Posted by: Chas N-B | 22 December 2011 at 11:00 AM
I think Galloway was too kind to the repulsive poisonous little toad that was Christopher Hitchens. He could have mentions his misogyny, racism and betrayal of his wife and friends - and that's just for starters.
Hitchens was a pathological liar and cheerleader for a war which killed hundreds of thousands and wrecked the lives of millions.
You should mourn the victims, not the criminal.
Hitchens was the Julius Streicher of the pseudo-left.
Posted by: Resistor | 22 December 2011 at 01:28 PM
Excellent fisking. It is truly toe-curling how Galloway desperately recycles his 'greatest' 'witticisms'.
But this sums it all up:
"My dear, plug your work in the visual media as you will, your most popular appearance on YouTube will continue to be pretending to be a cat in a red leotard."
Hahaha.
Posted by: Lamia | 22 December 2011 at 02:10 PM
[My dear, plug your work in the visual media as you will, your most popular appearance on YouTube will continue to be pretending to be a cat in a red leotard.]

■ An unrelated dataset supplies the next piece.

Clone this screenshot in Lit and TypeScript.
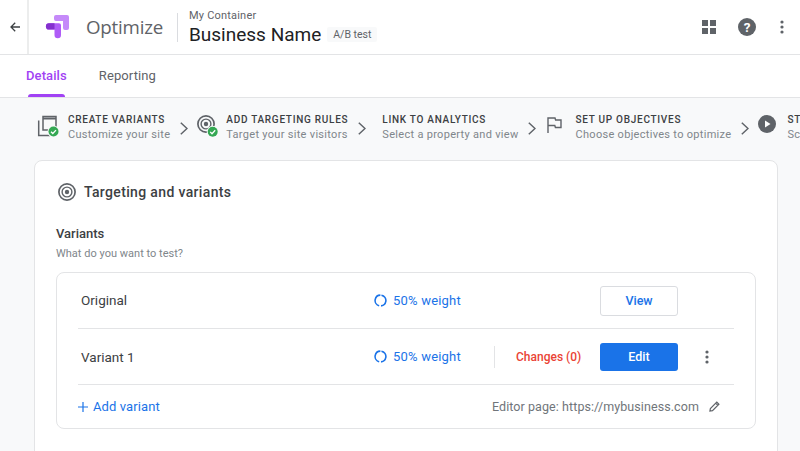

Galloway took part in Big Brother in order to raise money for charity and made more than £100,000. I doubt if Hitchens has donated a penny to any charity. In fact he used to sponge off and even steal from his colleagues.
Let's not forget when H itchenstook money from the far-right bigot Richard Mellon Scaife to grass up friends like Sidney Blumenthal, earning the nickname Hitch the Snitch.
Posted by: Resistor | 23 December 2011 at 04:58 PM
A tiny footnote. I was re-reading this when I noticed the Groucho Marx quote which GG deploys well, and it reminded me of Hitchens' own paraphrase (without attribution) of same in an interview in 1993. Summing up the Labour Party's electoral strategy: "Here are our principles, and if you don’t like them, we’ll change them.” Alas, even truer now.
Posted by: Bob | 06 January 2012 at 08:52 AM
Excellent fisking, Rosie.
Being not quite sure of the term, I looked it up: "blogosphere slang describing a point-by-point criticism that highlights perceived errors, or disputes the analysis in a statement, article, or essay" (Guess where from.)
So GG fisks himself, in one long cesspit of a point.